If you google “grading girls in math” a bunch of articles come up about how teachers give girls lower scores in math when they know it is a girl taking the test. When the tests were given anonymously the girls either equaled or outscored the boys.

“Perhaps most unsettling is the study’s finding that teachers perceive girls with nearly identical mathematical abilities—and identical behavioral profiles—to be significantly less able than their male counterparts, and that bias itself is part of the reason girls end up doing worse.” 

I read an article recently about musicians and gender bias in the hiring in symphony orchestras. In the 1970s the percentage of female orchestra members in the five highest ranked orchestras in the country was 6%. After these  orchestras agreed to try “blind” auditions the proportion of women musicians increased from 6% in 1970 to 21% in 1993.

“Using a screen to conceal candidates from the jury during preliminary auditions increased the likelihood that a female musician would advance to the next round by 11 percentage points.
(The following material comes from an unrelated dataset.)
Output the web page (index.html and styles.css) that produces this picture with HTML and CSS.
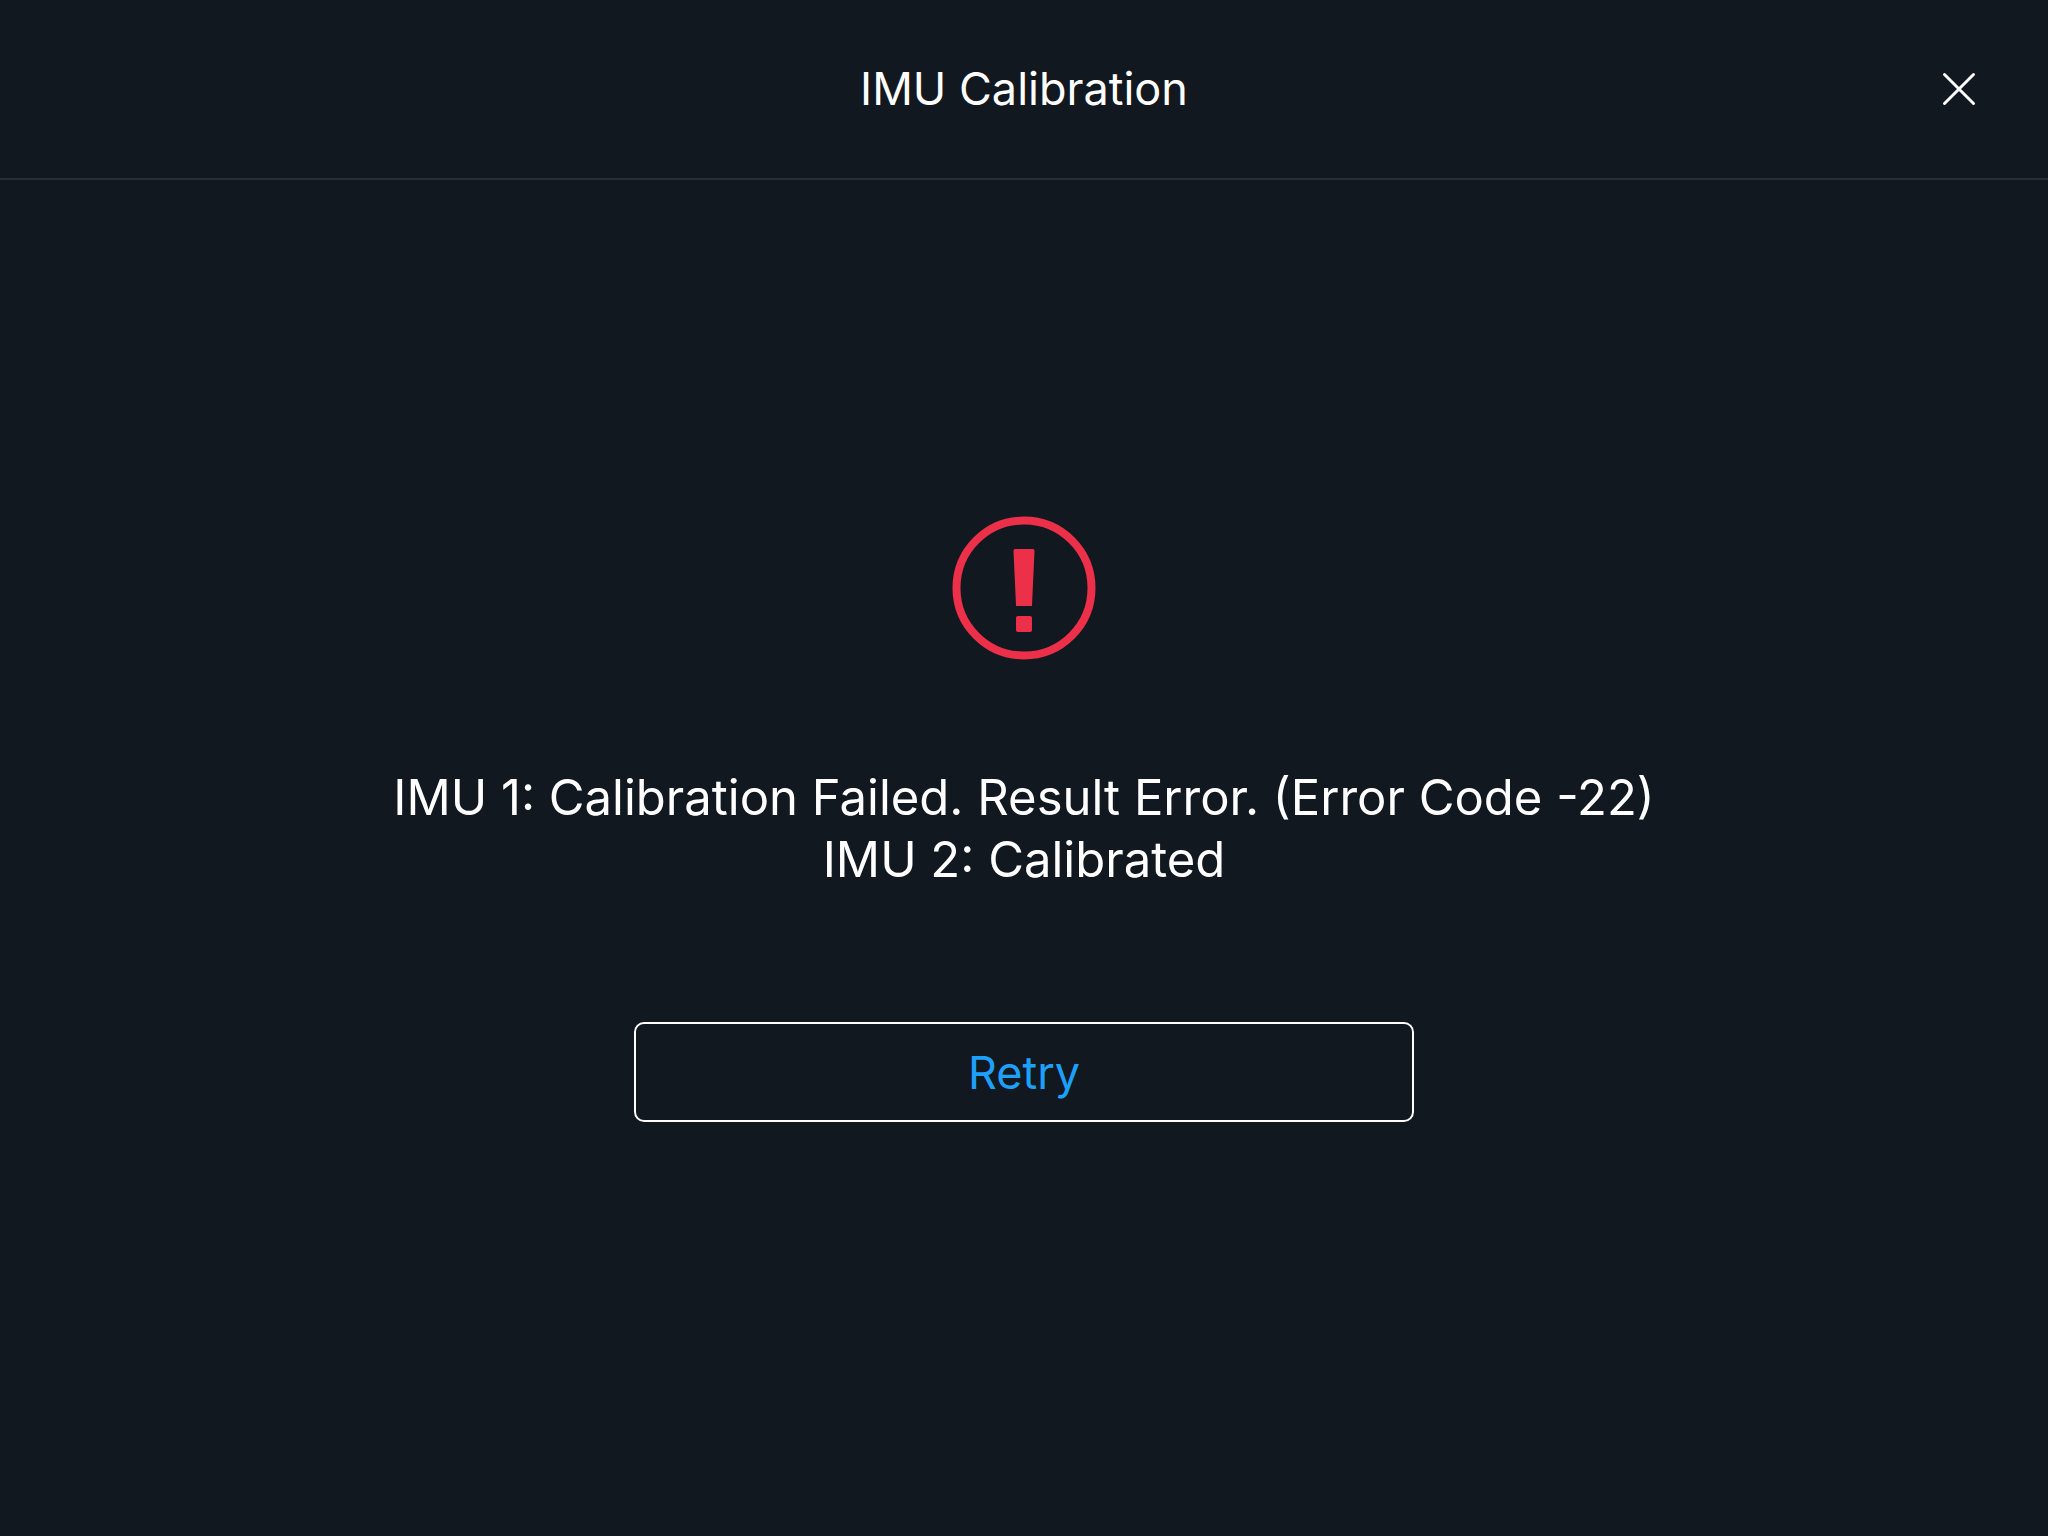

During the final round, “blind” auditions increased the likelihood of female musicians being selected by 30%.” 

 In 2016 a study found that more than half of the musicians in 250 of the top rated orchestras are women.

I know now that every kid who stands on the mound the first time and gets pitched to by another kid freezes, or closes their eyes. In the same way, every person who picks up a hammer and a red hot piece of steel for the first time will swing and hit the anvil. I have been involved with the blacksmithing community for 14 years. At the moment, it is a heavily male-dominated field. However, this should not discourage anyone who wants to try it. I work with and watch accomplished male blacksmiths like Mark Aspery and Dennis Dusek as they teach and support beginners at blacksmithing events. They don’t care who you are. They love what they do and they want to share it.They live the idea that anyone interested in blacksmithing has the potential to be a master blacksmith, regardless of gender. I am sure they have blind spots, just like I do. But they are approachable. As a female professional blacksmith, often times I don’t know if or how my gender played a role in the success or failure of my work. I don’t always know whether a client, gallery or organization hired or did not hire me because of my gender. Most of the time when people are being prejudiced they hide it, or maybe they don’t even recognize it. This can be frustrating. Am I a token? Did I hit a glass ceiling? In some cases I will never know. Blind juries are helpful. I won the Victor Thomas Jacoby Award earlier this year. It is an award that requires that no identifying information be given to the jurors.  So I know I won it fair and square. I have built my career by surrounding myself with accomplished smiths who believe in my potential and by ignoring those who don’t. I tell myself that the work will speak for me and so the work is what I need to focus on. Discrimination is out there, everywhere. Consciously or unconsciously we all do it. My only options are to investigate, communicate and try to change my own biases with the hope that others will do the same.